Code that builds pages:
+++
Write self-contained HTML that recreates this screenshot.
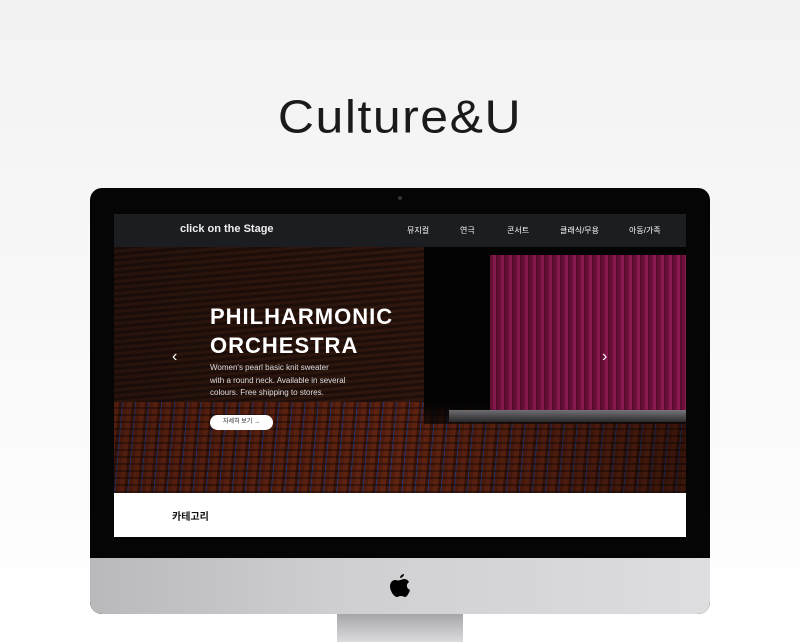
<!DOCTYPE html>
<html><head><meta charset="utf-8"><style>
*{margin:0;padding:0;box-sizing:border-box}
body{width:800px;height:642px;overflow:hidden;background:linear-gradient(#f2f2f2,#fafafa 60%,#fff);font-family:"Liberation Sans","Noto Sans CJK KR",sans-serif;position:relative}
.title{position:absolute;top:88px;left:0;width:800px;text-align:center;font-size:50px;color:#1a1a1a;letter-spacing:1.5px;font-weight:normal;transform:scaleY(.92)}
.mon{position:absolute;left:90px;top:188px;width:620px;height:426px;border-radius:12px;overflow:hidden;background:#050505}
.chin{position:absolute;left:0;top:370px;width:620px;height:56px;background:linear-gradient(90deg,#b9b9bb,#cfcfd1 40%,#d6d6d8 70%,#dedee0);border-radius:0 0 12px 12px}
.stand{position:absolute;left:337px;top:614px;width:126px;height:28px;background:linear-gradient(#a5a5a7,#dcdcde)}
.screen{position:absolute;left:24px;top:26px;width:572px;height:323px;background:#fff;overflow:hidden}
.nav{position:absolute;left:0;top:0;width:572px;height:33px;background:#1c1d20;color:#fff}
.logo{position:absolute;left:66px;top:9px;font-size:11px;font-weight:bold;color:#eee}
.menu span{position:absolute;top:11px;font-size:8px}
.hero{position:absolute;left:0;top:33px;width:572px;height:246px;background:
linear-gradient(180deg,transparent 60%,rgba(0,0,0,.2)),
repeating-linear-gradient(175deg,#22100a 0 3px,#34190f 3px 6px)}
.right{position:absolute;left:310px;top:0;width:262px;height:246px;background:#030303}
.curtain{position:absolute;left:376px;top:8px;width:196px;height:165px;background:repeating-linear-gradient(90deg,#6d0f3a 0 3px,#8c1a50 3px 6px,#5a0c30 6px 8px)}
.floor{position:absolute;left:335px;top:163px;width:237px;height:12px;background:linear-gradient(#77777b,#2b2b2e)}
.seats{position:absolute;left:0;top:155px;width:572px;height:91px;background:
linear-gradient(90deg,rgba(0,0,0,0),rgba(0,0,0,0) 50%,rgba(0,0,0,.45)),
repeating-linear-gradient(0deg,rgba(0,0,0,.35) 0 2px,transparent 2px 7px),
repeating-linear-gradient(95deg,#6a2713 0 5px,#44170a 5px 8px,#2a3f80 8px 9px,#5b200f 9px 13px)}
.blk{position:absolute;left:310px;top:155px;width:262px;height:22px;background:linear-gradient(#030303,rgba(3,3,3,.6))}
.fade{position:absolute;left:0;top:0;width:572px;height:246px;background:linear-gradient(90deg,rgba(0,0,0,.25),rgba(0,0,0,.1) 50%,transparent)}
.h1{position:absolute;left:96px;top:55px;color:#fff;font-size:22px;font-weight:bold;line-height:29px;letter-spacing:1px}
.p{position:absolute;left:96px;top:115px;color:#ddd;font-size:8px;line-height:12.5px}
.btn{position:absolute;left:96px;top:168px;width:63px;height:15px;background:#fff;border-radius:8px;font-size:6px;color:#222;text-align:center;line-height:15px}
.arr{position:absolute;top:101px;color:#fff;font-size:16px}
.cat{position:absolute;left:58px;top:294px;font-size:10px;font-weight:bold;color:#111}
</style></head><body>
<div class="title">Culture&amp;U</div>
<div class="mon">
<div style="position:absolute;left:308px;top:8px;width:4px;height:4px;border-radius:50%;background:#333"></div>
<div class="screen">
<div class="hero">
<div class="seats"></div>
<div class="right" style="height:155px"></div>
<div class="blk"></div>
<div class="curtain"></div>
<div class="floor"></div>
<div class="fade"></div>
<div class="h1">PHILHARMONIC<br>ORCHESTRA</div>
<div class="p">Women's pearl basic knit sweater<br>with a round neck. Available in several<br>colours. Free shipping to stores.</div>
<div class="btn">자세히 보기 →</div>
<div class="arr" style="left:58px">‹</div>
<div class="arr" style="left:488px">›</div>
</div>
<div class="nav"><div class="logo">click on the Stage</div>
<div class="menu"><span style="left:293px">뮤지컬</span><span style="left:346px">연극</span><span style="left:393px">콘서트</span><span style="left:446px">클래식/무용</span><span style="left:515px">아동/가족</span></div></div>
<div class="cat">카테고리</div>
</div>
<div class="chin">
<svg style="position:absolute;left:299px;top:15px" width="22" height="26" viewBox="0 0 22 26"><path d="M15 1c0 2-2 4-4 4 0-2 2-4 4-4zM11 7c1 0 3-1 4-1 2 0 4 1 5 3-3 2-3 6 1 8-1 3-3 7-5 7-1 0-2-1-4-1s-3 1-4 1C5 24 1 18 1 13c0-4 3-6 5-6 2 0 3 1 5 0z" fill="#000"/></svg>
</div>
</div>
<div class="stand"></div>
</body></html>
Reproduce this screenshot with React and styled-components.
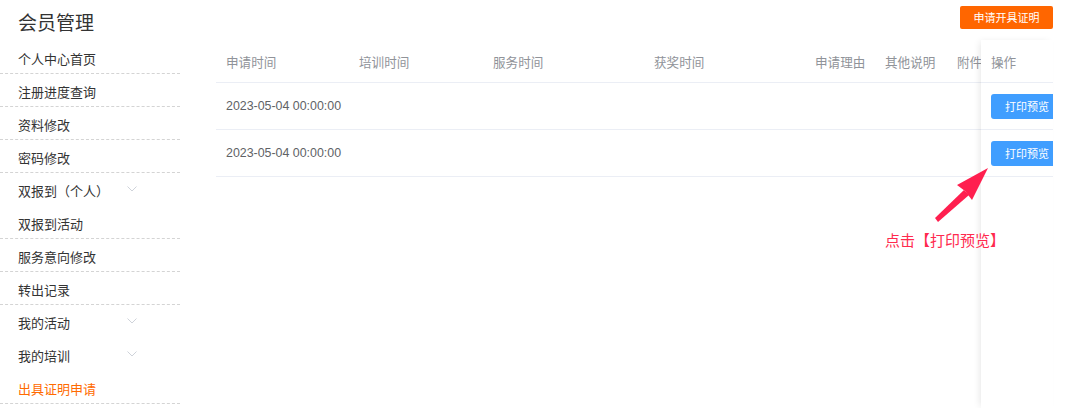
+++
■ Your instructions: Copy out every line of the material above exactly, skipping the pictures.

■ The answer:
Write self-contained HTML that recreates this screenshot.
<!DOCTYPE html>
<html><head><meta charset="utf-8"><style>
*{margin:0;padding:0;box-sizing:border-box}
body{width:800px;height:642px;overflow:hidden;background:linear-gradient(#f2f2f2,#fafafa 60%,#fff);font-family:"Liberation Sans","Noto Sans CJK KR",sans-serif;position:relative}
.title{position:absolute;top:88px;left:0;width:800px;text-align:center;font-size:50px;color:#1a1a1a;letter-spacing:1.5px;font-weight:normal;transform:scaleY(.92)}
.mon{position:absolute;left:90px;top:188px;width:620px;height:426px;border-radius:12px;overflow:hidden;background:#050505}
.chin{position:absolute;left:0;top:370px;width:620px;height:56px;background:linear-gradient(90deg,#b9b9bb,#cfcfd1 40%,#d6d6d8 70%,#dedee0);border-radius:0 0 12px 12px}
.stand{position:absolute;left:337px;top:614px;width:126px;height:28px;background:linear-gradient(#a5a5a7,#dcdcde)}
.screen{position:absolute;left:24px;top:26px;width:572px;height:323px;background:#fff;overflow:hidden}
.nav{position:absolute;left:0;top:0;width:572px;height:33px;background:#1c1d20;color:#fff}
.logo{position:absolute;left:66px;top:9px;font-size:11px;font-weight:bold;color:#eee}
.menu span{position:absolute;top:11px;font-size:8px}
.hero{position:absolute;left:0;top:33px;width:572px;height:246px;background:
linear-gradient(180deg,transparent 60%,rgba(0,0,0,.2)),
repeating-linear-gradient(175deg,#22100a 0 3px,#34190f 3px 6px)}
.right{position:absolute;left:310px;top:0;width:262px;height:246px;background:#030303}
.curtain{position:absolute;left:376px;top:8px;width:196px;height:165px;background:repeating-linear-gradient(90deg,#6d0f3a 0 3px,#8c1a50 3px 6px,#5a0c30 6px 8px)}
.floor{position:absolute;left:335px;top:163px;width:237px;height:12px;background:linear-gradient(#77777b,#2b2b2e)}
.seats{position:absolute;left:0;top:155px;width:572px;height:91px;background:
linear-gradient(90deg,rgba(0,0,0,0),rgba(0,0,0,0) 50%,rgba(0,0,0,.45)),
repeating-linear-gradient(0deg,rgba(0,0,0,.35) 0 2px,transparent 2px 7px),
repeating-linear-gradient(95deg,#6a2713 0 5px,#44170a 5px 8px,#2a3f80 8px 9px,#5b200f 9px 13px)}
.blk{position:absolute;left:310px;top:155px;width:262px;height:22px;background:linear-gradient(#030303,rgba(3,3,3,.6))}
.fade{position:absolute;left:0;top:0;width:572px;height:246px;background:linear-gradient(90deg,rgba(0,0,0,.25),rgba(0,0,0,.1) 50%,transparent)}
.h1{position:absolute;left:96px;top:55px;color:#fff;font-size:22px;font-weight:bold;line-height:29px;letter-spacing:1px}
.p{position:absolute;left:96px;top:115px;color:#ddd;font-size:8px;line-height:12.5px}
.btn{position:absolute;left:96px;top:168px;width:63px;height:15px;background:#fff;border-radius:8px;font-size:6px;color:#222;text-align:center;line-height:15px}
.arr{position:absolute;top:101px;color:#fff;font-size:16px}
.cat{position:absolute;left:58px;top:294px;font-size:10px;font-weight:bold;color:#111}
</style></head><body>
<div class="title">Culture&amp;U</div>
<div class="mon">
<div style="position:absolute;left:308px;top:8px;width:4px;height:4px;border-radius:50%;background:#333"></div>
<div class="screen">
<div class="hero">
<div class="seats"></div>
<div class="right" style="height:155px"></div>
<div class="blk"></div>
<div class="curtain"></div>
<div class="floor"></div>
<div class="fade"></div>
<div class="h1">PHILHARMONIC<br>ORCHESTRA</div>
<div class="p">Women's pearl basic knit sweater<br>with a round neck. Available in several<br>colours. Free shipping to stores.</div>
<div class="btn">자세히 보기 →</div>
<div class="arr" style="left:58px">‹</div>
<div class="arr" style="left:488px">›</div>
</div>
<div class="nav"><div class="logo">click on the Stage</div>
<div class="menu"><span style="left:293px">뮤지컬</span><span style="left:346px">연극</span><span style="left:393px">콘서트</span><span style="left:446px">클래식/무용</span><span style="left:515px">아동/가족</span></div></div>
<div class="cat">카테고리</div>
</div>
<div class="chin">
<svg style="position:absolute;left:299px;top:15px" width="22" height="26" viewBox="0 0 22 26"><path d="M15 1c0 2-2 4-4 4 0-2 2-4 4-4zM11 7c1 0 3-1 4-1 2 0 4 1 5 3-3 2-3 6 1 8-1 3-3 7-5 7-1 0-2-1-4-1s-3 1-4 1C5 24 1 18 1 13c0-4 3-6 5-6 2 0 3 1 5 0z" fill="#000"/></svg>
</div>
</div>
<div class="stand"></div>
</body></html>
Reproduce this screenshot with React and styled-components.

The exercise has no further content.